Je viens de jeter un coup d'œil à votre dernier article sur Mgr Gänswein (Mgr Gänswein attaqué dans The Tablet) et sur le conseiller secret du pape (Le conseiller secret du Pape François). Ils sont à relire posément. On trouve dans les paroles du secrétaire de Benoît XVI un curieux mélange de soutien au nouveau pape et une prise de distance avec le religieusement correct qu'il devrait observer. N'est-ce pas inquiétant? Que sait-il que nous ignorons? Lorsque je parle de soutien j'ai tort. Il se base sur des données visuelles, matérielles, concernant la popularité ,mais il ne l'encense pas, il est bien trop discret pour se livrer à des félicitations assourdissantes. Malgré cette entente cordiale qui paraît régner, je dois reconnaître que je ne suis pas vraiment tranquille comme si j'appréhendais un changement. Cela me rappelle mon inquiétude pendant les derniers mois du pontificat et je n'aime pas du tout cela.

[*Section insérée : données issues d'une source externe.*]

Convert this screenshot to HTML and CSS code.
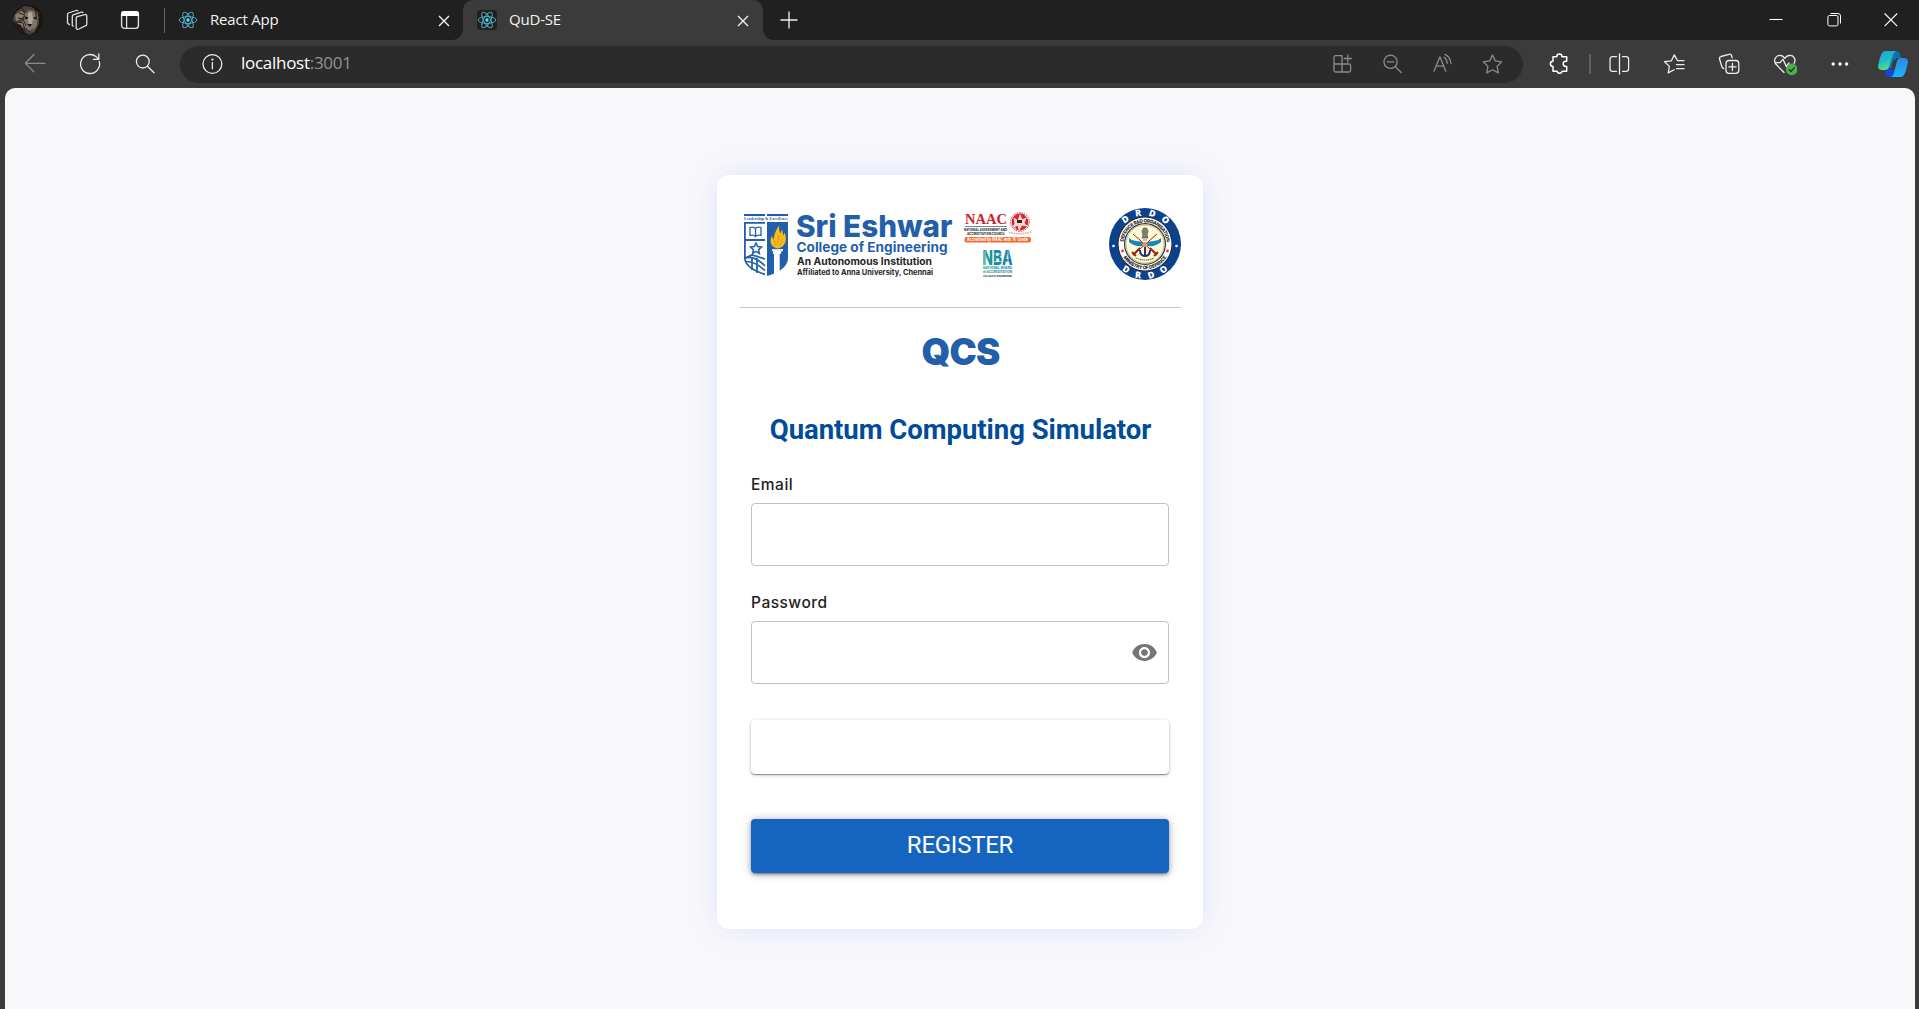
FILE: index.html
```html
<!DOCTYPE html>
<html lang="en">
<head>
<meta charset="utf-8">
<title>QuD-SE</title>
<link rel="stylesheet" href="styles.css">
</head>
<body>
<svg class="defs" width="0" height="0">
  <defs>
    <symbol id="react" viewBox="-12 -12 24 24">
      <circle r="2" fill="#61dafb"/>
      <g fill="none" stroke="#4fb4d0" stroke-width="1.1">
        <ellipse rx="10.6" ry="4.1"/>
        <ellipse rx="10.6" ry="4.1" transform="rotate(60)"/>
        <ellipse rx="10.6" ry="4.1" transform="rotate(120)"/>
      </g>
    </symbol>
    <symbol id="close" viewBox="0 0 12 12"><path d="M1 1l10 10M11 1L1 11" stroke="#f2f2f2" stroke-width="1.4" fill="none"/></symbol>
  </defs>
</svg>

<header class="tabbar">
  <svg class="avatar" viewBox="0 0 30 30">
    <defs><clipPath id="face"><circle cx="15" cy="15" r="15"/></clipPath></defs>
    <g clip-path="url(#face)">
      <rect width="30" height="30" fill="#191310"/>
      <path d="M3 7L11 1l8 1 7 6 0 11-4 8-6 3-5-3-2-7-6 0-4-5z" fill="#4a4038"/>
      <path d="M2 10l6-4 4 3-3 4-6 4zM3 19l7-3 3 4-3 3z" fill="#8c7b6b"/>
      <path d="M12 9l4-4 5 1 4 5-1 9-4 6-4 1-4-4-1-7z" fill="#7d756b"/>
      <path d="M15 8l4-1 1 7-1 5-3 1-1-5z" fill="#aea69a"/>
      <path d="M11.500 11l4.500 2-3.500 1.500zM20 13l4.500-2-2 3.500zM14 19l5 0-2 3zM25 9l2 8-3 9 6-4V8z" fill="#1b1512"/>
      <path d="M0 16l10 2 2 8-7 2zM9 3l3 5M6 8l6 2M5 13l6 1M22 5l2 10M13 23l3 4 4-3M11 16l2 5" stroke="#2b231e" fill="none"/>
      <path d="M0 17l8 3 3 7-7 2z" fill="#211a17"/>
    </g>
  </svg>
  <svg class="ico workspaces" viewBox="0 0 24 24">
    <g fill="none" stroke="#dedede" stroke-width="1.3" stroke-linejoin="round">
      <path d="M11.200 10.100q0-1 1-1.400l7.600-2.100q2-.5 2 1.400v8.200q0 1-1 1.400l-6.900 3.400q-2.700 1-2.700-1.600z"/>
      <path d="M8.600 18.600l-1.300-1V8.300q0-1 1-1.400l8-2.700q1.400-.4 2 .7"/>
      <path d="M4.700 16.900l-2.200-2V6.400q0-1 1-1.400l7.500-2.500q1.400-.5 2 .6"/>
    </g>
  </svg>
  <svg class="ico tabactions" viewBox="0 0 24 24">
    <rect x="3.600" y="3.800" width="16.800" height="16.600" rx="2.800" fill="none" stroke="#dedede" stroke-width="1.400"/>
    <path d="M3 8V6q0-3 3-3h12q3 0 3 3v2z" fill="#fff"/><path d="M8.600 8v12" stroke="#dedede" stroke-width="1.300"/>
  </svg>
  <span class="divider"></span>
  <div class="tab">
    <svg class="fav"><use href="#react"/></svg>
    <span class="tab-title">React App</span>
    <svg class="x"><use href="#close"/></svg>
  </div>
  <div class="tab active">
    <svg class="fav boxed"><use href="#react"/></svg>
    <span class="tab-title">QuD-SE</span>
    <svg class="x"><use href="#close"/></svg>
  </div>
  <svg class="plus" viewBox="0 0 18 18"><path d="M9 .5v17M.5 9h17" stroke="#f0f0f0" stroke-width="1.300"/></svg>
  <div class="window-controls">
    <svg viewBox="0 0 14 14"><path d="M.5 6.500h13" stroke="#fff" stroke-width="1.100"/></svg>
    <svg viewBox="0 0 14 14"><g fill="none" stroke="#fff"><rect x=".9" y="2.500" width="10.100" height="10.400" rx="1.600"/><path d="M3.600 .5h7.400q2.500 0 2.500 2.500v7.500"/></g></svg>
    <svg viewBox="0 0 14 14"><path d="M.6 .5l12.600 12.600M13.200 .5L.6 13.100" stroke="#fff" stroke-width="1.100"/></svg>
  </div>
</header>

<nav class="toolbar">
  <svg class="ico dim" viewBox="0 0 24 24"><path d="M22 11.300H2.500M11 2.500L2.300 11.300l8.700 8.600"/></svg>
  <svg class="ico" viewBox="0 0 24 24"><path d="M21.200 9.400A9.500 9.500 0 1 1 18 4.600l2.400 2.300M20.800 2v5.300h-5.400"/></svg>
  <svg class="ico" viewBox="0 0 24 24"><circle cx="9.800" cy="9.600" r="6.400"/><path d="M14.400 14.200l6.600 6.600"/></svg>
  <div class="address">
    <svg class="ico" viewBox="0 0 24 24"><circle cx="12.400" cy="12" r="9.400"/><path d="M12.400 10.600v6.200"/><circle cx="12.400" cy="7.600" r=".5"/></svg>
    <span class="url">localhost<span>:3001</span></span>
    <div class="address-actions">
      <svg class="ico dim" viewBox="0 0 24 24"><path d="M11.800 3.700H5.600Q4 3.700 4 5.300v13.200Q4 20 5.600 20H19q1.600 0 1.600-1.500v-5q0-1.500-1.600-1.500H4M12 3.700V20M17.800 3v7M14.300 6.500h7"/></svg>
      <svg class="ico dim" viewBox="0 0 24 24"><path d="M15.200 14.500l6 6M7.200 9.800h6.600"/><circle cx="10.500" cy="9.800" r="6.600"/></svg>
      <svg class="ico dim" viewBox="0 0 24 24"><path d="M3 19.500L8.900 5.100 14.800 19.500M5 14.500h7.800M13 5.600q3 2 3.200 6M14 2.700q5.200 2.400 6 9.300" transform="translate(1 -.3)"/></svg>
      <svg class="ico dim" viewBox="0 0 24 24"><path d="M12.500 3l2.800 5.900 6.400.9-4.600 4.600 1.100 6.500-5.700-3.100-5.700 3.100 1.100-6.500L3.300 9.800l6.400-.9z"/></svg>
    </div>
  </div>
  <svg class="ico bright puzzle" viewBox="0 0 24 24"><path d="M6 4.700h3.800a2.600 2.600 0 0 1 5.200 0h4.700v4.500h-.9a2.600 2.600 0 0 0 0 5.200h.9v4.900h-4.500a2.700 2.700 0 0 1-5.200 0H6v-4.900a2.600 2.600 0 0 1 0-5.200z"/></svg>
  <span class="divider small"></span>
  <div class="tools">
    <svg class="ico" viewBox="0 0 24 24"><path d="M9.500 4.700H5.600Q3 4.700 3 7.300v9.400q0 2.600 2.600 2.600h3.900M15.500 4.700h3.600q2.500 0 2.500 2.600v9.400q0 2.600-2.500 2.600h-3.600M12.500 2v20"/></svg>
    <svg class="ico" viewBox="0 0 24 24"><path d="M21.500 8.700h-5.900L12.300 2.900 9.400 8.800l-6.800.9 4.800 4.700-1.200 6.500 6-3.200M14.500 12.700h7.500M14.500 16.700h7.500M17 8.700h5"/></svg>
    <svg class="ico" viewBox="0 0 24 24"><rect x="9" y="8.500" width="12.800" height="12.800" rx="3"/><path d="M15.400 11.300v7.200M11.800 14.900H19M6.800 16.500Q5.400 16.300 5 15L2.600 7.200q-.6-2 1.400-2.700l8-2.200q2-.6 2.600 1.400l.6 2.100"/></svg>
    <svg class="ico heart" viewBox="0 0 24 24"><path d="M11 20.500l-8-8.200C-.5 7.600 3.500 2.500 8 3.500q2.200.4 3.800 2.800Q13.500 3.900 15.800 3.500c4.600-.9 7.800 3.600 5.200 8M3 10.700h4l3-3.500 3.300 7.300 2.700-3.500"/><circle cx="18.700" cy="17.400" r="5.800" class="ok"/><path class="tick" d="M16 17.600l1.900 1.900 3.500-3.900"/></svg>
    <svg class="ico" viewBox="0 0 24 24"><g class="dots"><circle cx="5.200" cy="12" r="1.700"/><circle cx="12" cy="12" r="1.700"/><circle cx="18.600" cy="12" r="1.700"/></g></svg>
    <svg class="copilot" viewBox="0 0 30 28">
      <defs>
        <linearGradient id="cpa" x2=".3" y2="1"><stop stop-color="#1ba7da"/><stop offset=".55" stop-color="#22bac4"/><stop offset="1" stop-color="#5bdc85"/></linearGradient>
        <linearGradient id="cpb" x2="0" y2="1"><stop stop-color="#3484e8"/><stop offset="1" stop-color="#16b7fa"/></linearGradient>
      </defs>
      <path d="M8 1h10q3 0 4 3l1 4h-5L15 20H9z" fill="#0876ae"/>
      <path d="M9 18l-2 4q1 5 5 5h7l3-8z" fill="#1645da"/>
      <path d="M7.500 1H18q-2 1-3 4l-4 12q-1 3-4 3H4q-4 0-4-4 2-10 4-13Q5.200 1 7.500 1z" fill="url(#cpa)"/>
      <path d="M22 8h4q4 0 4 4-2 10-4 13-1.200 2-3.500 2H13q2-1 3-4l3-12q1-3 3-3z" fill="url(#cpb)"/>
      <path d="M15.500 10h3.200l-3 10h-4q1-1 1.300-2z" fill="#3b3b3b"/>
    </svg>
  </div>
</nav>

<main class="page">
  <section class="card">
    <div class="logos">
      <svg class="college" viewBox="0 0 292 72" width="292" height="72">
        <!-- shield -->
        <g fill="#235fa8">
          <rect x="4" y="7" width="21" height="2"/><rect x="27" y="7" width="21" height="2"/>
          <text x="4" y="13.300" font-size="4" font-weight="700" textLength="44" lengthAdjust="spacingAndGlyphs" font-family="Liberation Serif">Leadership &amp; Excellence</text>
          <path d="M27 15h21v37q-1 11-21 17z"/>
        </g>
        <g fill="none" stroke="#235fa8" stroke-width="1.800">
          <path d="M25 15.900H4.900V52q1 9 20.100 15.500M4 33h21"/>
          <path d="M10 20.500q3.500-1 5.500 1 2-2 5.500-1v8q-3.500-1-5.500 1-2-2-5.500-1zM15.500 21.500v8" stroke-width="1.300"/>
          <path d="M16 36l1.600 3.600 3.900.4-2.900 2.600.8 3.800L16 44.400l-3.400 2 .8-3.800-2.900-2.600 3.900-.4z" stroke-width="1.500"/>
          <path d="M6 51q8-3 19 8M6 54.500q9 0 19 9M12 50v13M17 51v15M5 51l7-3 13 4" stroke-width="1.700"/>
        </g>
        <path d="M32.800 43h9.400l-1.500 4h-1v18l-5.700 2.500V47h-1z" fill="#fff"/><path d="M32 42h11v2H32z" fill="#dfe8f4"/>
        <path d="M37.500 41.500q-5-1-6.500-5-1.200-4 1-8 .3 3 1.600 4 .6-7 5.400-14-.2 5 1.400 8 .6-2 2-4 0 4 1.200 6l1-3q2.400 6 .4 10.500-2 4.500-7.500 5.500z" fill="#f7bd16"/>
        <path d="M34 33q2 2 1 6M38 28q2 5-1 10M42 32q0 4-3 7" stroke="#c98b20" stroke-width=".7" fill="none"/>
        <!-- wordmark -->
        <g class="word">
          <text x="56" y="29.500" font-size="30.500" font-weight="800" fill="#235fa8" textLength="156.500" lengthAdjust="spacingAndGlyphs">Sri Eshwar</text>
          <text x="56.500" y="44.700" font-size="13" font-weight="700" fill="#235fa8" textLength="151" lengthAdjust="spacingAndGlyphs">College of Engineering</text>
          <text x="57" y="58" font-size="9.800" font-weight="700" fill="#272727" textLength="135" lengthAdjust="spacingAndGlyphs">An Autonomous Institution</text>
          <text x="57" y="68" font-size="7.600" font-weight="700" fill="#272727" textLength="136" lengthAdjust="spacingAndGlyphs">Affiliated to Anna University, Chennai</text>
        </g>
        <!-- NAAC -->
        <text x="225" y="17.200" font-size="15.500" font-weight="700" fill="#cf2029" font-family="Liberation Serif" textLength="42" lengthAdjust="spacingAndGlyphs">NAAC</text>
        <path d="M225 19.500h42" stroke="#3d698a" stroke-width=".8"/>
        <g font-family="Inter" font-weight="700" fill="#1d1d1d">
          <text x="224" y="23.800" font-size="3.400" textLength="43" lengthAdjust="spacingAndGlyphs">NATIONAL ASSESSMENT AND</text>
          <text x="227" y="27.800" font-size="3.400" textLength="38" lengthAdjust="spacingAndGlyphs">ACCREDITATION COUNCIL</text>
          <text x="243" y="69.600" font-size="2.400" textLength="29" lengthAdjust="spacingAndGlyphs">COLLEGE OF ENGINEERING</text>
        </g>
        <circle cx="280" cy="15" r="8.400" fill="#d72830"/><circle cx="280" cy="15" r="9.300" fill="none" stroke="#d72830" stroke-width="1" stroke-dasharray="1.500 1"/>
        <path d="M274 11l4 3 2-6 2 5 4-2-2 5 3 3-5-1-3 5-1-5-4 2 1-4zM273 18l3 4M285 8l3 4" fill="#f8d7d8" stroke="#fff" stroke-width=".7"/>
        <path d="M277 13h5v3h-5z" fill="#32211f"/>
        <path d="M269 25.500q11 2.500 22-.5" stroke="#e8a3a5" stroke-width="1.500" stroke-dasharray="1.500 .8" fill="none"/>
        <rect x="224.500" y="30" width="66.500" height="5.500" rx="2" fill="#f16b2c"/>
        <text x="227" y="34.400" font-size="4.600" font-weight="700" font-family="Inter" fill="#fff" textLength="61" lengthAdjust="spacingAndGlyphs">Accredited by NAAC with 'A' Grade</text>
        <!-- NBA -->
        <defs><linearGradient id="nba"><stop stop-color="#149e8e"/><stop offset="1" stop-color="#147eb4"/></linearGradient></defs>
        <g fill="url(#nba)" font-family="Inter" font-weight="700">
          <text x="242.500" y="58" font-size="19.500" font-weight="800" textLength="30" lengthAdjust="spacingAndGlyphs">NBA</text>
          <text x="243" y="62.400" font-size="3.600" textLength="29" lengthAdjust="spacingAndGlyphs">NATIONAL BOARD</text>
          <text x="243" y="66.200" font-size="3.600" textLength="29" lengthAdjust="spacingAndGlyphs">of ACCREDITATION</text>
        </g>
        <path d="M245 44v14M254 47h8M254 54.500h8M268 44v14" stroke="#fff" stroke-width=".6"/>
      </svg>
      <svg class="drdo" viewBox="-36 -36 72 72" width="72" height="72">
        <defs>
          <path id="arcTop" d="M-28.300 0A28.300 28.300 0 0 1 28.300 0"/><path id="arcBot" d="M-34.500 0A34.500 34.500 0 0 0 34.500 0"/>
          <path id="inTop" d="M-21.600 0A21.600 21.600 0 0 1 21.600 0"/><path id="inBot" d="M-25.300 0A25.300 25.300 0 0 0 25.300 0"/>
        </defs>
        <circle r="36" fill="#0b428b"/><circle r="27.300" fill="#222"/><circle r="26.500" fill="#fff"/>
        <circle r="20.400" fill="#fffbd2" stroke="#333" stroke-width="1.200"/><circle r="19" fill="none" stroke="#8a8770" stroke-width=".5"/>
        <g font-family="Open Sans" font-weight="800" fill="#fff" font-size="9" text-anchor="middle">
          <text letter-spacing="6.500"><textPath href="#arcTop" startOffset="54%">DRDO</textPath></text>
          <text letter-spacing="8"><textPath href="#arcBot" startOffset="54%">DRDO</textPath></text>
        </g>
        <g font-family="Inter" font-weight="800" fill="#252525" font-size="4.800" text-anchor="middle">
          <text letter-spacing="-.38"><textPath href="#inTop" startOffset="50%">DEFENCE R&amp;D ORGANISATION</textPath></text>
          <text letter-spacing="-.2"><textPath href="#inBot" startOffset="50%">MINISTRY OF DEFENCE</textPath></text>
        </g>
        <circle cx="-31.500" cy="2" r="1.300" fill="#fff"/><circle cx="31.500" cy="2" r="1.300" fill="#fff"/>
        <circle cx="-22.500" cy="7" r="1.400" fill="#e23a35"/><circle cx="22.500" cy="7" r="1.400" fill="#e23a35"/>
        <path d="M-1.500-16h3l1.500 3-1 4 1 3h-6l1-3-1-4zM-2-4h4" fill="#807f75" stroke="#55554e" stroke-width=".7"/>
        <path d="M-12-10L12 11M12-10L-12 11" stroke="#942724" stroke-width="1"/>
        <path d="M-5 4l-7 7M5 4l7 7M-13 8l4 4M13 8l-4 4" stroke="#98231f" stroke-width="2"/>
        <path d="M-16-6q3 3 7 3 5 0 7 2v3q-9 1-14-4zM16-6q-3 3-7 3-5 0-7 2v3q9 1 14-4z" fill="#1985bd"/>
        <path d="M0 3v9M-5 6q0 6 5 6t5-6" stroke="#29266e" stroke-width="1.900" fill="none"/>
        <circle r="2.600" cy=".5" fill="#e69268"/><path d="M-9 14q9 4 18 0" stroke="#77704c" stroke-width="1.200" stroke-dasharray="1.500 .5" fill="none"/>
      </svg>
    </div>
    <h1 class="brand">QCS</h1>
    <h2 class="title">Quantum Computing Simulator</h2>
    <form class="form">
      <label class="label" for="email">Email</label>
      <div class="field"><input id="email" type="text"></div>
      <label class="label second" for="pw">Password</label>
      <div class="field"><input id="pw" type="password">
        <svg class="eye" viewBox="0 0 24 24"><path d="M12 4.500C7 4.500 2.730 7.610 1 12c1.730 4.390 6 7.500 11 7.500s9.270-3.110 11-7.500c-1.730-4.390-6-7.500-11-7.500zM12 17c-2.760 0-5-2.240-5-5s2.240-5 5-5 5 2.240 5 5-2.240 5-5 5zm0-8c-1.660 0-3 1.340-3 3s1.340 3 3 3 3-1.340 3-3-1.340-3-3-3z"/></svg>
      </div>
      <button class="btn blank" type="button"></button>
      <button class="btn register" type="button">REGISTER</button>
    </form>
  </section>
</main>
</body>
</html>
```
FILE: styles.css
```css
* { box-sizing: border-box; }
html, body { height: 100%; }
body {
  margin: 0;
  display: flex;
  flex-direction: column;
  overflow: hidden;
  background: #3b3b3b;
  font-family: "Open Sans", "Noto Sans", sans-serif;
}
svg { display: block; flex: none; }
.defs { height: 0; position: absolute; }

.tabbar { flex: none; display: flex; align-items: center; height: 40px; background: #202020; padding-left: 13px; }
.avatar { width: 30px; height: 30px; }
.ico { width: 24px; height: 24px; }
.workspaces { margin-left: 22px; }
.tabactions { margin-left: 29px; }
.divider { flex: none; width: 1px; height: 25px; background: #666; margin-left: 22px; }
.tab { flex: none; display: flex; align-items: center; height: 40px; width: 298px; padding: 0 13px 0 13px; color: #f4f4f4; font-size: 15px; }
.tab.active { width: 300px; background: #3b3b3b; border-radius: 10px 10px 0 0; position: relative; padding: 0 14px; }
.tab.active::before, .tab.active::after {
  content: ""; position: absolute; bottom: 0; width: 10px; height: 10px;
}
.tab.active::before { left: -10px; background: radial-gradient(circle at 0 0, transparent 9.5px, #3b3b3b 10px); }
.tab.active::after { right: -10px; background: radial-gradient(circle at 100% 0, transparent 9.5px, #3b3b3b 10px); }
.fav { width: 20px; height: 20px; }
.boxed { background: #202020; border-radius: 3px; }
.tab-title { flex: 1; margin-left: 12px; letter-spacing: -.2px; line-height: 20px; padding-bottom: 2px; }
.x { width: 12px; height: 12px; }
.tab .x { margin-top: 1px; }
.plus { width: 18px; height: 18px; margin-left: 17px; }
.window-controls { display: flex; gap: 43.3px; margin-left: auto; padding-right: 21px; }
.window-controls svg { width: 14px; height: 14px; }

.toolbar { flex: none; display: flex; align-items: center; height: 48px; padding-left: 23px; gap: 31px; }
.toolbar .ico { fill: none; stroke: #ececec; stroke-width: 1.3; stroke-linejoin: round; stroke-linecap: round; }
.toolbar .dim { stroke: #8b8b8b; }
.toolbar .bright { stroke: #fff; stroke-width: 1.5; }
.ok { fill: #4cae4f; stroke: none; }
.tick { stroke: #173a19; }
.dots { fill: #fff; stroke: none; }
.address {
  flex: none; display: flex; align-items: center; width: 1343px; height: 37px; margin-left: -8px;
  border-radius: 19px; background: #2b2b2b; padding: 0 19px 0 20px;
}
.url { margin-left: 17px; font-size: 17px; letter-spacing: -.28px; color: #fff; line-height: 24px; padding-bottom: 2px; }
.url span { color: #929292; }
.address-actions { display: flex; gap: 26px; margin-left: auto; }
.puzzle { margin-left: -7px; }
.divider.small { height: 20px; margin-left: -13px; width: 2px; background: #606060; }
.tools { display: flex; align-items: center; gap: 31.2px; margin-left: -15px; }
.copilot { width: 30px; height: 28px; margin-left: -5px; }

.page {
  flex: 1; margin: 0 4px 0 5px; background: #f8f8fb; border-radius: 10px 10px 0 0;
  padding-top: 87px; display: flex; justify-content: center; align-items: flex-start;
}
.card {
  width: 486px; height: 754px; border-radius: 12px; background: #fff;
  box-shadow: 0 0 30px rgba(130, 145, 255, .2);
  padding: 32px 22px 0 23px;
}
.logos { display: flex; justify-content: space-between; height: 101px; border-bottom: 1px solid #b7cbdf; }
.college, .drdo { overflow: visible; }
.drdo { margin-top: 1px; }
.word { font-family: Inter, sans-serif; }
.brand {
  margin: 20px 0 0; height: 60px; line-height: 49px; text-align: center;
  font-family: Inter, sans-serif; font-weight: 900; font-size: 36.5px; letter-spacing: -.7px; color: #235fa8;
}
.title {
  margin: 24px 0 0; height: 36px; line-height: 36px; text-align: center; white-space: nowrap;
  font-family: Roboto, sans-serif; font-weight: 700; font-size: 27.5px; letter-spacing: -.04px; color: #004c9b;
}
.form { display: flex; flex-direction: column; padding: 25px 12px 0 11px; }
.label { height: 30px; line-height: 24px; font-family: Inter, sans-serif; font-size: 15.5px; letter-spacing: .5px; font-weight: 500; color: #222; }
.label.second { margin-top: 25px; }
.field { display: flex; align-items: center; height: 63px; border: 1px solid #c1c1c1; border-radius: 4px; padding-right: 10px; }
.field input { flex: 1; min-width: 0; border: 0; outline: 0; background: none; height: 40px; }
.eye { width: 27px; height: 27px; fill: #757575; }
.btn { height: 54px; border: 0; border-radius: 4px; font-family: Roboto, sans-serif; font-size: 24px; padding: 0; }
.blank { margin-top: 36px; background: #fff; box-shadow: 0 1px 1px rgba(0,0,0,.35), 0 1px 4px rgba(0,0,0,.22); }
.register {
  margin-top: 45px; background: #1565c0; color: #fff; line-height: 50px; padding-bottom: 2px; letter-spacing: -.25px;
  box-shadow: 0 3px 1px -2px rgba(0,0,0,.2), 0 2px 3px rgba(0,0,0,.2), 0 1px 8px rgba(0,0,0,.35);
}
```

Merci pour toutes ces précisions qui viennent remettre en question des aspects trop lisses. Qui aurait pu penser que notre Benoît si discret, si "effacé", allait entraîner un tel changement. D'ailleurs les cardinaux, qui ont tant insisté pour que les scandales cessent et que la curie soit réformée , avaient-ils seulement envisagé un tel bouleversement dans l'exercice de la papauté, l'avaient-ils souhaité? Je me demande s'il n'y a pas eu un certain malentendu.

A bientôt
Jeannine

* * *

Notes

(1) Communication directe. Dans l'interviewe au Corriere della sera, le 5 mars dernier, le Pape disait:
Je n'aime pas les interprétations idéologiques, une certaine mythologie du pape François. Quand on raconte, par exemple, que je sors la nuit du Vatican pour aller pour nourrir les sans-abri dans la Via Ottaviano. Cela ne m'est jamais venu à l'esprit. Sigmund Freud a dit, si je ne me trompe pas, que dans chaque idéalisation, il y a une agression. Dépeindre le pape comme une sorte de superman, une espèce de star, me semble offensant. Le pape est un homme qui rit, qui pleure, qui dort bien et qui a des amis comme tout le monde. Une personne normale.

(2) http://www.france-catholique.fr/Desinformation-a-propos-du-Pape.html
Désinformation à propos du Pape, Gérard Leclerc, mercredi 6 octobre 2010
Benoît XVI était à Palerme, en Sicile, dimanche. L’évènement n’a été suivi qu’en Italie. Pourtant, il avait une dimension internationale. D’abord, il y avait énormément de monde à la messe le matin sur le Foro Italico. Deux cent cinquante mille personnes selon l’agence italienne, Ansa, qui est l’équivalent de notre AFP. Pourquoi donc le site de l’Express n’annonçait-il que trente mille personnes ? Je sais bien que la querelle des chiffres n’est pas seulement une affaire française. Mais il y a comme cela des petites énigmes qui sont révélatrices d’un certain inconscient médiatique. Et si nous passons du site de l’Express à celui du Point, surgit une autre surprise. Plus qu’une surprise. Flaubert avait inventé un joli mot pour qualifier ce genre de bévue : Hénaurmité.
Oui, c’est une belle énormité que de prétendre que le Saint-Père aurait pudiquement évoqué la mafia et ses crimes, sans jamais osé nommer explicitement l’organisation criminelle. C’est tout simplement une contre-vérité. Benoît XVI a parlé de la mafia aux jeunes siciliens dans la soirée et il n’a cessé d’en parler durant tout son séjour à Palerme. A la cathédrale, devant les prêtres et les séminaristes, il a exalté la mémoire de Don Pino Puglisi, ce curé de quartier assassiné en 1993, pour avoir refusé de céder aux menaces de la Cosa Nostra, et d’ailleurs en voie de béatification. Avant de quitter la Sicile, Benoît XVI a tenu à poser un geste extrêmement symbolique. Il s’est arrêté à l’endroit précis où avaient été assassinés le juge Falcone, son épouse et trois gardes du corps par la même mafia. Il a déposé une gerbe de fleurs auprès de la stèle commémorative et prié pour toutes les victimes de l’entreprise criminelle. Alors il ne faut pas se moquer du monde, aussi bien à l’Express qu’à l’agence Reuters qui semble être à l’origine de la désinformation. La vérité l’emportera toujours sur le mensonge.